## Task description
Review the material and extract every line in which the word "components" occurs.

## Dataset section
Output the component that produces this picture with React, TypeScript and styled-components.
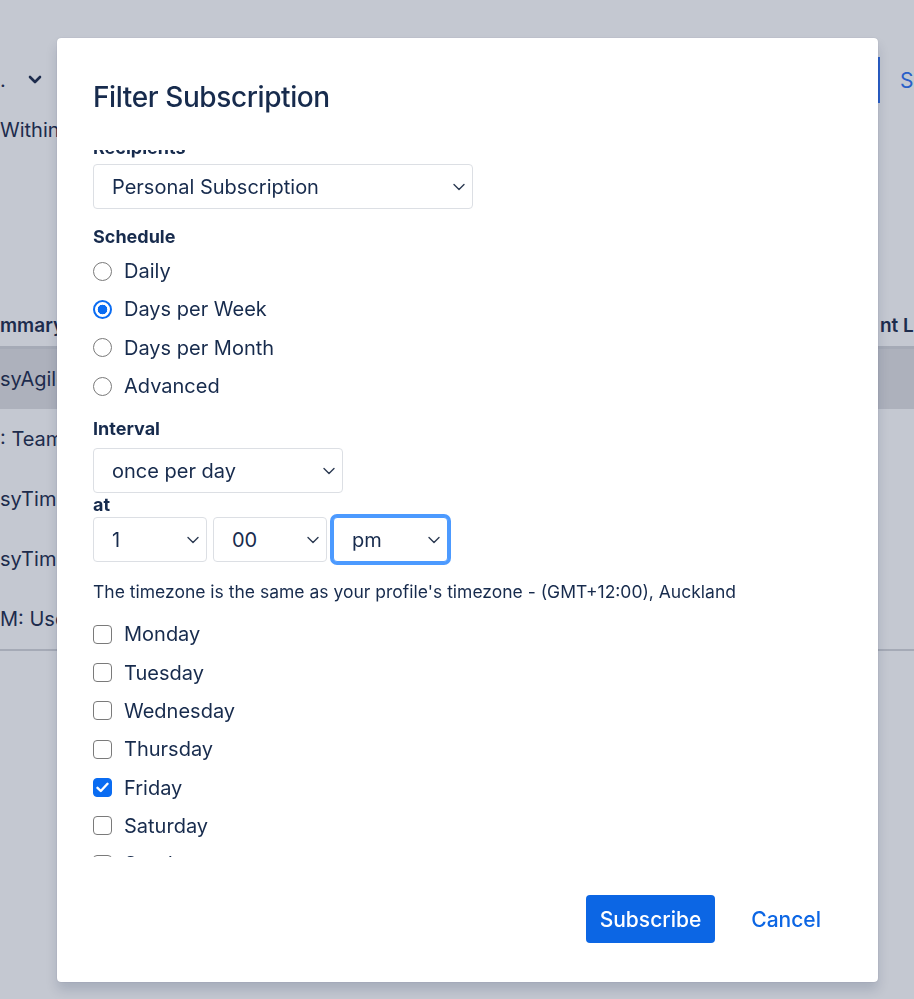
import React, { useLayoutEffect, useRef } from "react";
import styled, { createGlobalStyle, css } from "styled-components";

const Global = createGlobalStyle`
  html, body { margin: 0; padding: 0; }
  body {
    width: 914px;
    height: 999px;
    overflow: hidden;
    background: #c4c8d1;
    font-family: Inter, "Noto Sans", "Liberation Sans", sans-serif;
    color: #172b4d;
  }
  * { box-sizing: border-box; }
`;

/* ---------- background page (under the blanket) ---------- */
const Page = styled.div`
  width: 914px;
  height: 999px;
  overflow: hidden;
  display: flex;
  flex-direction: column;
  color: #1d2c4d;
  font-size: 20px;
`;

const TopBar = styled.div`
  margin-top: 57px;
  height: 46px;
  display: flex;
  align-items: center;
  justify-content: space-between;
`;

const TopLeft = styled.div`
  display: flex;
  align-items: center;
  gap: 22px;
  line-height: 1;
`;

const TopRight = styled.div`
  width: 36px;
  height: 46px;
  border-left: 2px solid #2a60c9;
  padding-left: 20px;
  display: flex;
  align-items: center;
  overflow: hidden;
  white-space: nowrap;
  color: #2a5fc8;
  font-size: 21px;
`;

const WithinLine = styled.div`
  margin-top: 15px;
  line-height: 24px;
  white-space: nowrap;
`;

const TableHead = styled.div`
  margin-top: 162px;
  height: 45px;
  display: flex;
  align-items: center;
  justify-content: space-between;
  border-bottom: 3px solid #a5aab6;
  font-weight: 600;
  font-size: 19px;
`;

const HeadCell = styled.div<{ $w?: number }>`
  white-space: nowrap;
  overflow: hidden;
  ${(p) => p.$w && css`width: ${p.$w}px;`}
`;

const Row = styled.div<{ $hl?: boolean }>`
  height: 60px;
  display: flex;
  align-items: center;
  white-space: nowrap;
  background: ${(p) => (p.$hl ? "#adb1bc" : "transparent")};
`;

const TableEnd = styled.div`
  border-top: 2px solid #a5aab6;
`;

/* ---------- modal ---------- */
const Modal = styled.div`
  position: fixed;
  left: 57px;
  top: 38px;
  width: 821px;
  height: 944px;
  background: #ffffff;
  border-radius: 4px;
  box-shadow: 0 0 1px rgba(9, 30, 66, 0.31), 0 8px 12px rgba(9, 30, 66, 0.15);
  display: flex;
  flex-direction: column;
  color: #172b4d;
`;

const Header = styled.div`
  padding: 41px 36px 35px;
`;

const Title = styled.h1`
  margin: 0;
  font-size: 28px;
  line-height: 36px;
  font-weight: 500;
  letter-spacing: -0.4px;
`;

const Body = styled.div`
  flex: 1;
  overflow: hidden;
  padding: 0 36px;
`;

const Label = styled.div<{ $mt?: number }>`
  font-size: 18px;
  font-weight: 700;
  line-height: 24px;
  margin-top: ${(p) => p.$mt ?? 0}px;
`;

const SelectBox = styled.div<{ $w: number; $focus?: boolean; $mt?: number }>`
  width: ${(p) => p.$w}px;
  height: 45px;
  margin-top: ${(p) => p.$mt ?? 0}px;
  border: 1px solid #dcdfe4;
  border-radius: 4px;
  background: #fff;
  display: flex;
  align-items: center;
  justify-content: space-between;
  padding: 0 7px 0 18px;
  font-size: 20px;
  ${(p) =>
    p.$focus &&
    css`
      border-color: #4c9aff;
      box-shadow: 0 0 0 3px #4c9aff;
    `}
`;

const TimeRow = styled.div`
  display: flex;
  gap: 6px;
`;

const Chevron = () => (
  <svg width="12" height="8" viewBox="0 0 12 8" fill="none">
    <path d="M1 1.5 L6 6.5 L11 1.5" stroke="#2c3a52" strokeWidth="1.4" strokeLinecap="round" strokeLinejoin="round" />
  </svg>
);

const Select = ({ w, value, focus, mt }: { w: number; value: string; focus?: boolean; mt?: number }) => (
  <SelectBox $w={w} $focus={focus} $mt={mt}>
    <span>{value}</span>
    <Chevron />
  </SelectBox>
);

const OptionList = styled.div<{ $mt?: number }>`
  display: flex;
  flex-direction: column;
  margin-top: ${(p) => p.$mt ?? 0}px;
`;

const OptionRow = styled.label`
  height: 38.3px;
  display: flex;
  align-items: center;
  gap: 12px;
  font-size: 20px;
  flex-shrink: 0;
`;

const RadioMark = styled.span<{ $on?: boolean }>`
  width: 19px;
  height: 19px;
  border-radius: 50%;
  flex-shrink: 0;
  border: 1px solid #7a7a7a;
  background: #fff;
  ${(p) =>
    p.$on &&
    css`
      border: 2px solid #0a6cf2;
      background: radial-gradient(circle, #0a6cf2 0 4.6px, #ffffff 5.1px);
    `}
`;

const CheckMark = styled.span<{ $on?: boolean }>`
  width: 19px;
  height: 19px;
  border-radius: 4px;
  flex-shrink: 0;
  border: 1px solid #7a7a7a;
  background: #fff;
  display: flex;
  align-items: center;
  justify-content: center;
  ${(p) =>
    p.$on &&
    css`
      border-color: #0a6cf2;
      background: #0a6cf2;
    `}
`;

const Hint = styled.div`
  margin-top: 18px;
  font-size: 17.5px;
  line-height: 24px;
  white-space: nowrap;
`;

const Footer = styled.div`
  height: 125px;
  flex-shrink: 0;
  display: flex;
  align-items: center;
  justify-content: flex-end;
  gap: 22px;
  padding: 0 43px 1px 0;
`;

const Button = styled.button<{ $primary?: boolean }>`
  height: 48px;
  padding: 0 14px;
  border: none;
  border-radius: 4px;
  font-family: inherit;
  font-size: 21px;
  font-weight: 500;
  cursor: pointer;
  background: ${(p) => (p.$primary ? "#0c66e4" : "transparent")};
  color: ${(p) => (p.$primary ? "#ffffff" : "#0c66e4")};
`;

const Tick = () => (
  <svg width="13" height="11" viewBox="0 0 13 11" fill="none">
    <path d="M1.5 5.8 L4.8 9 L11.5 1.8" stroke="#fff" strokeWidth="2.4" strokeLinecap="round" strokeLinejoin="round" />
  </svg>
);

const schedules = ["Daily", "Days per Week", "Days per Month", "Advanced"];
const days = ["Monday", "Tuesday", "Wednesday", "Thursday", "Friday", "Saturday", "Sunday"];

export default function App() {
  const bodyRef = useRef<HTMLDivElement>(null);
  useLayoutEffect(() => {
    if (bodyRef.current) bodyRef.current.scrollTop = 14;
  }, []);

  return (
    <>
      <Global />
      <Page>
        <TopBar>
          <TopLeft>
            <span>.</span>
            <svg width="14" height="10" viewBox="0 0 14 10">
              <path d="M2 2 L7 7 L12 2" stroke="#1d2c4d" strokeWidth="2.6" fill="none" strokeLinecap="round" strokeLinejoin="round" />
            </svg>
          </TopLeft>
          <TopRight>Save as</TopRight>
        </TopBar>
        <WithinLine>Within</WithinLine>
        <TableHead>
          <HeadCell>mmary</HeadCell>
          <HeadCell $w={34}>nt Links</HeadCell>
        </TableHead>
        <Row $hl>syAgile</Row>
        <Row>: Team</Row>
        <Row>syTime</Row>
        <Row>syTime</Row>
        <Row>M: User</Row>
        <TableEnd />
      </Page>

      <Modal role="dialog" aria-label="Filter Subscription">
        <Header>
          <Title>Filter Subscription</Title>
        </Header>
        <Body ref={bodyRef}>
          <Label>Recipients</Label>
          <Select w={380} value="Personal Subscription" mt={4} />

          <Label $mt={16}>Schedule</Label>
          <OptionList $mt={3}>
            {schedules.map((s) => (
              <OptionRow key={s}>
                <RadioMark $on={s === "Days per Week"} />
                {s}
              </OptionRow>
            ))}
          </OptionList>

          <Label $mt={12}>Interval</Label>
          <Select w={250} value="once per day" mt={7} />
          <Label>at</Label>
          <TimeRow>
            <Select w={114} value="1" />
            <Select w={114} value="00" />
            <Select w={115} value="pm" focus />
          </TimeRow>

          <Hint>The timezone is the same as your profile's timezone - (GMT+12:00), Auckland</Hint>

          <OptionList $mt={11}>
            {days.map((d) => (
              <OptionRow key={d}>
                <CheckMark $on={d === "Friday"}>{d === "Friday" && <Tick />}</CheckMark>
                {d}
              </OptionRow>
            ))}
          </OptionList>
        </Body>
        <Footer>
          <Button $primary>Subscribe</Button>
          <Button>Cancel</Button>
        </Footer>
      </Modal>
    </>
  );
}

## Response
Output the component that produces this picture with React, TypeScript and styled-components.
import styled, { createGlobalStyle, css } from "styled-components";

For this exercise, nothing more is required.